Europe is the epicentre of the contradictions of the capitalist crisis. After Greece and Ireland, we have seen Spain and Portugal appear this week on the front pages of the newspapers with their economic difficulties and the resistance of the workers. How does Platform 4 propose to confront this situation?
Manuel Georget: The situation in Europe is very serious. In particular, after the protests in Greece, France and Spain, it’s necessary to pay close attention to the political situation in Europe, the analysis of the developments of the crisis in the EU (the bailout of Ireland, fragility of the Portuguese economy, etc.) and the new attacks which are beginning to appear (measures of technical unemployment in France once more, etc.).
The big capitalists, who are organising an attack on all the social and democratic conquests at a continental level, continue to impose sacrifices on the workers: everything is going into the meat grinder with the aim of producing ever more juicy profits for the tiny minority which is strangling the working class. The epicentre of the crisis is Europe and as it spreads here it threatens to extend to other continents. In the face of this expansion, be it in Europe or elsewhere, the workers and youth will rise up.

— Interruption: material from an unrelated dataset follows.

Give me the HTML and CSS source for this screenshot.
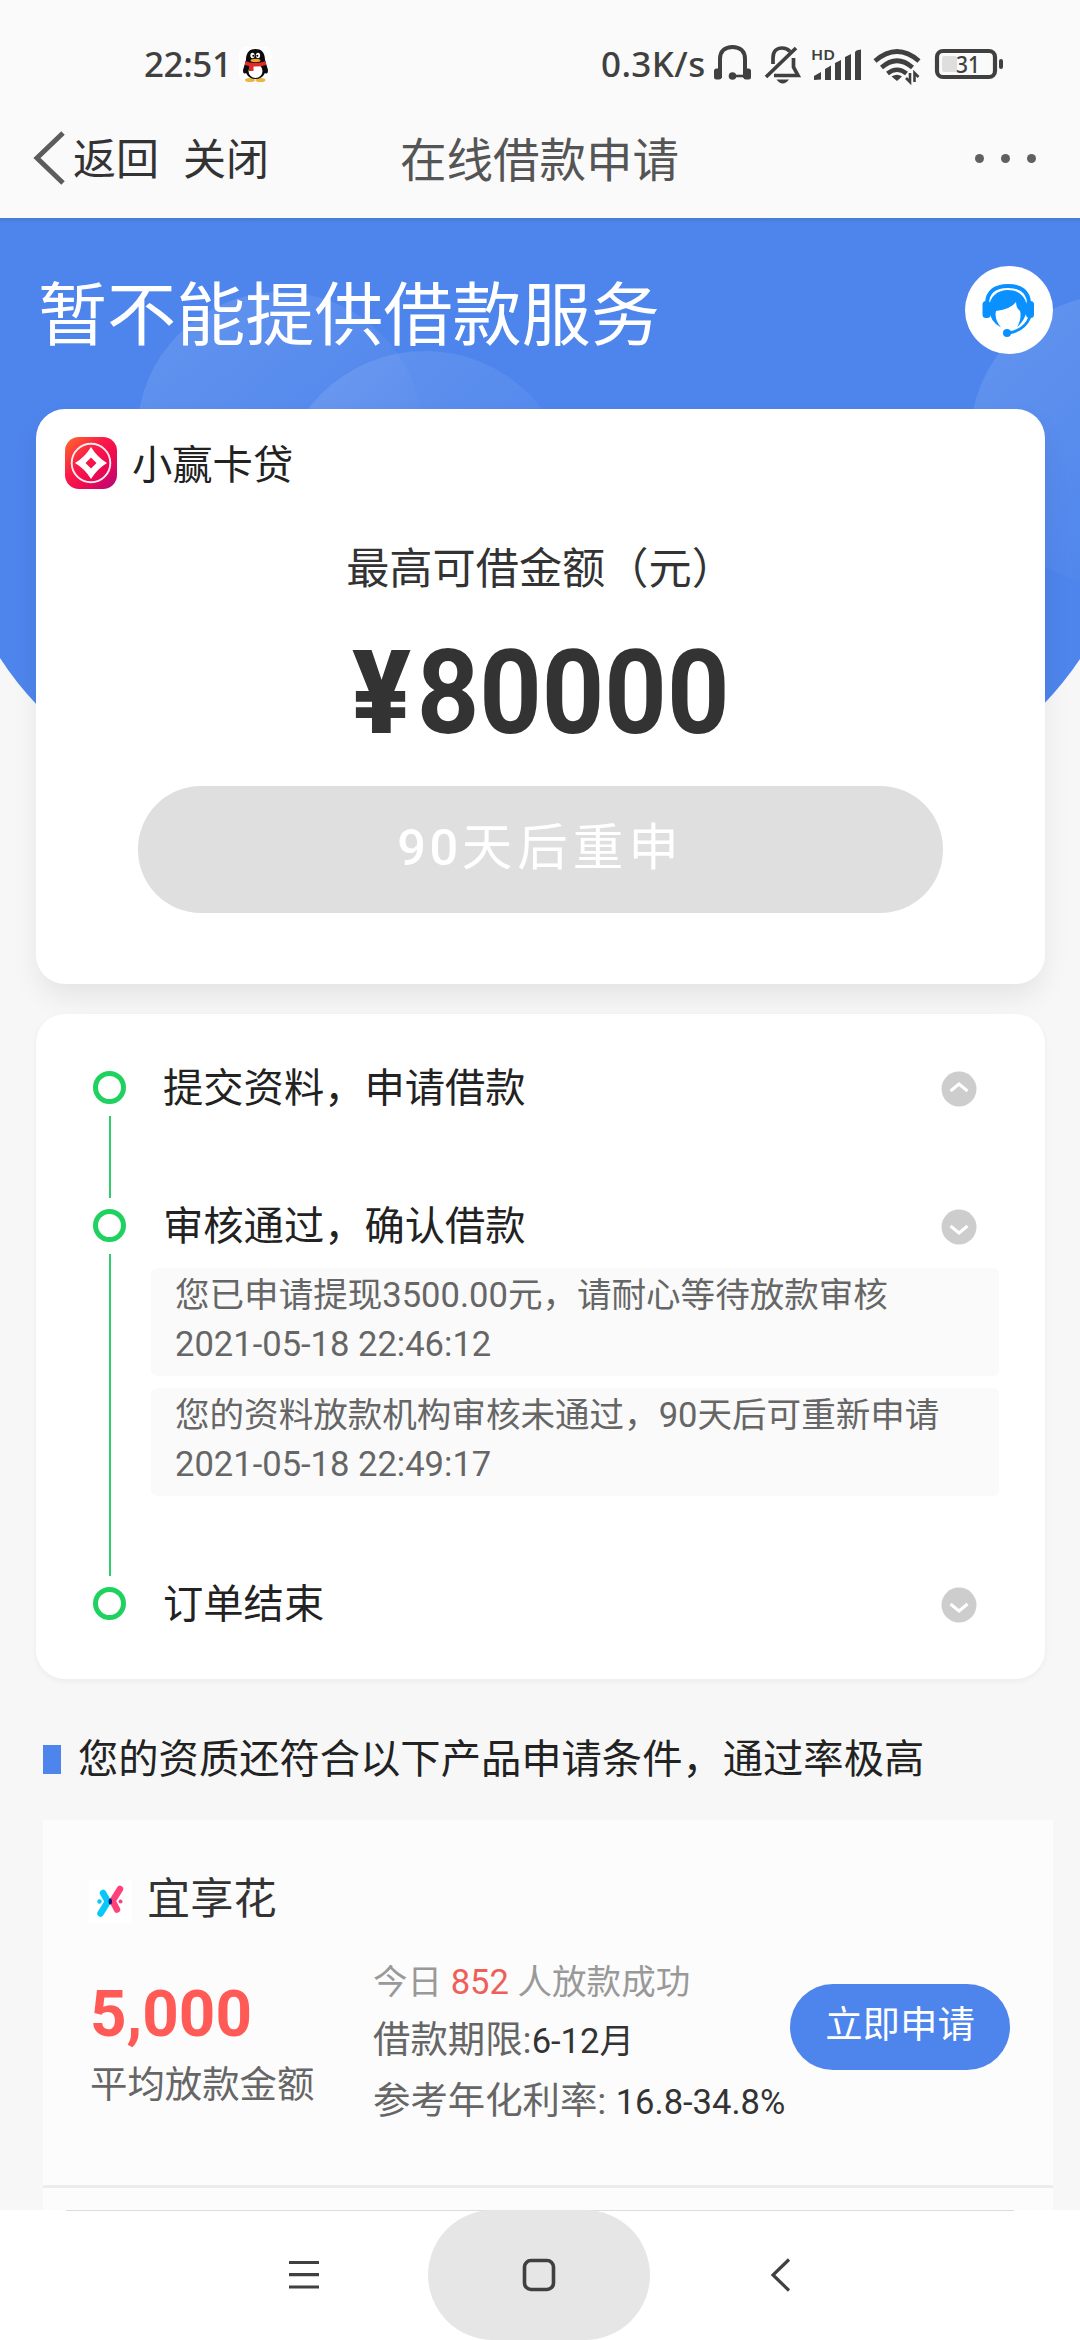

However, in order to struggle and win against capitalism and the bourgeois states, the workers need to acquire a class consciousness – which is to say the consciousness of their role in society as conceived by Marxist theory – and take confidence in their capacity to organise society, without subordinating themselves to the dominant class. It is in this direction that we want to push the working class so that it can face up to this situation. This is the meaning of our struggle within the NPA.